Wednesday, March 6, 2019

Conservatives in the Academy

By Jonathan Marks
Tuesday, March 05, 2019

The Higher Education Research Institute just released the results of its 2016-17 Faculty Survey, which reached “20,771 full-time undergraduate teaching faculty members at 143 four-year colleges and universities.”

It will come as no surprise to learn that college faculty skew to the left, as they have since the survey was first administered in the late 1980s. Those who identify as conservative and the very small number who identify as far-right are just 12.1 percent of the population. They barely outnumber the 11.5 percent of faculty who describe themselves as far-left. Perhaps more strikingly, if you add up the “middle of the road” conservatives and those on the hard right, they are still greatly outnumbered by the far-left-liberal contingent by 59.8 to 40.2 percent.

Those who think that faculties are more liberal than they were in decades past aren’t imagining things. In the 1989-90 survey, 18.2 percent of college faculty identified as conservative or far-right. 40.2 percent considered themselves moderates. It was a mirror image of today’s political environment in the academy: moderate, conservative, and far-right educators outnumbered the far-left-liberal contingent 58.4 to 41.7 percent.

There is scant evidence the left-liberal faculty actively indoctrinate undergraduate students, but 80.2 percent of professors believe it is their job to “encourage students to become agents of social change.” Among the faculty in non-STEM (science, technology, engineering, and mathematics) fields, a striking 42.9 percent strongly agree that it’s their job to encourage students to effect social change.

The good news is that at most colleges and universities, conservatives are probably numerous enough to be heard. Conservative professors make up a higher percentage of faculty than do African-American professors (4.1 percent) or gay and lesbian professors (3.8 percent). Most of those conservative faculty members are probably not in highly politicized fields, like sociology. If, however, more of us were willing to speak up, we could at the very least let undergraduates see that there are still conservative intellectuals.

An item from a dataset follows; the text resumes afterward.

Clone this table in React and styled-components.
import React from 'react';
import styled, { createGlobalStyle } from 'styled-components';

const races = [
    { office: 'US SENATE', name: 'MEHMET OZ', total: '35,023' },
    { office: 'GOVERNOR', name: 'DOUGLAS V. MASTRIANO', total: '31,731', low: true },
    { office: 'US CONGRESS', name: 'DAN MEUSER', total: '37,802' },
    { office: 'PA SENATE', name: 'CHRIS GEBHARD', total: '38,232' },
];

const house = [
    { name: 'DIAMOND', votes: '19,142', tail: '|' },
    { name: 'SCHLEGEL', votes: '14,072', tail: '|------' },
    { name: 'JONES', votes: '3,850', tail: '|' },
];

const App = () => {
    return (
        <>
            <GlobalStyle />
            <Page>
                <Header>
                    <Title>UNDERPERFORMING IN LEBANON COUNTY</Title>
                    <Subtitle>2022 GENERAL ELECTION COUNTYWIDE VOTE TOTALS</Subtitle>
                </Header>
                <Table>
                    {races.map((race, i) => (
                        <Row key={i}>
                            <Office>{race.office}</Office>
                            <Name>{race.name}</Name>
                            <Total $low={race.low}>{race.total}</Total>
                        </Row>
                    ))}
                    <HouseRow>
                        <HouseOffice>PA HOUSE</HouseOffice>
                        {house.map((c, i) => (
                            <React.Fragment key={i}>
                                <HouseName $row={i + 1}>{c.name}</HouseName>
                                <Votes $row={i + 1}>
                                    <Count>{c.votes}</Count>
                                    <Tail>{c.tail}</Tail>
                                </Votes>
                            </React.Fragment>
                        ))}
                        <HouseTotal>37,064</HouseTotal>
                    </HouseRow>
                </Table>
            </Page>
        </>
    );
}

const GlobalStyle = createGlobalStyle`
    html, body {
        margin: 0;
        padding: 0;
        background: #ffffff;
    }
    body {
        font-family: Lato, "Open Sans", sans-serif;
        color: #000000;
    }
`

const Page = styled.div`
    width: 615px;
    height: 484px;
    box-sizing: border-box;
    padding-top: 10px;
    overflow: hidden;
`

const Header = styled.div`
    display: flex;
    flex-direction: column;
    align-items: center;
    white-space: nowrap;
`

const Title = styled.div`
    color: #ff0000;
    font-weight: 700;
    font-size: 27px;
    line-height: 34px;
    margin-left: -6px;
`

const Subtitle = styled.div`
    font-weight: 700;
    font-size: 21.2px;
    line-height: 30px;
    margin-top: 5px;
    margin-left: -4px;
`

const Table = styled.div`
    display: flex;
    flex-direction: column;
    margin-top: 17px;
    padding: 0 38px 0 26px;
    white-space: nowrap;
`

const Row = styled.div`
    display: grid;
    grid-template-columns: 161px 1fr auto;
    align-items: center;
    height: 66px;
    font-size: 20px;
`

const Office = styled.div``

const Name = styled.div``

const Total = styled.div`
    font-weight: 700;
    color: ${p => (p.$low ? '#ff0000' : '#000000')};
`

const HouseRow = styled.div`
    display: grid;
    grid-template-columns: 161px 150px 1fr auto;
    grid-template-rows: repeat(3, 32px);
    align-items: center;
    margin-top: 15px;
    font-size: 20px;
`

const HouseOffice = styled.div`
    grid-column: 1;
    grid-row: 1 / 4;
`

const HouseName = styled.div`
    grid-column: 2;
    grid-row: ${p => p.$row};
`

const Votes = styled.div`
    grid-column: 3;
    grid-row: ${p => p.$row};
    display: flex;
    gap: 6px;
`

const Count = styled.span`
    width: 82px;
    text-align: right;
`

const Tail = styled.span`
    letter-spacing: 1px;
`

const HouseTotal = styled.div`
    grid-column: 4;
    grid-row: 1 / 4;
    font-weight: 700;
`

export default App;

Of course, in an atmosphere in which it is easier to praise Che Guevara than any Republican president of the past several decades, few conservatives are likely to step forward. The conceit of Passing on the Right, an excellent book by John A. Shields and Joshua M. Dunn, is that some conservatives fear the professional consequences of “coming out.”

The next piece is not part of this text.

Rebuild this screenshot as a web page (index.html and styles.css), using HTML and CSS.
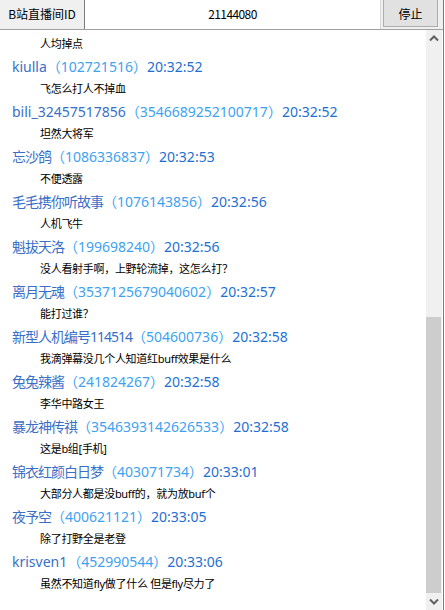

Faculty members and administrations could do more to encourage them. I published a review that book in the Wall Street Journal entitled “Coddled on Campus” in the thick of the protests that were sweeping college campuses in 2015 and 2016, and I was worried about a backlash. Sure enough, I received a call from an administrator the next day. But as it turned out, the call was an invitation to address a discussion group for college staff, which I gladly accepted. I doubt very many in the group agreed with me, but I felt proud to work at a college in which such a discussion centered not at all on ideological posing and entirely, instead, on how best to teach our students.

That is probably not the norm. Just ask Samuel Abrams of Sarah Lawrence College, whose office was vandalized after he published an op-ed about the leftward tilt of student affairs administrators. According to Abrams, the president of the college accused him of creating a hostile working environment and, without saying so explicitly, suggested that “he might be better off leaving the school.”

Nonetheless, as Abrams’s research suggests, the ideological make-up of colleges and universities varies a great deal. Abrams’s 2014 survey found that New England campuses had a 28-to-one ratio of liberal to conservative faculty. Administrators on such campuses may need uncommon courage to create an atmosphere in which conservatives see few risks in speaking up. Nationally, where Abrams found only a six-to-one ratio, less courage is needed.

Affirmative action for conservative professors is neither in the cards nor would it be desirable. But much can be accomplished by the administrators and faculty who are willing to muster a little courage. They can create an atmosphere in which conservatives feel confident about articulating their views, which should be subject to the same degree of scrutiny as anyone else’s.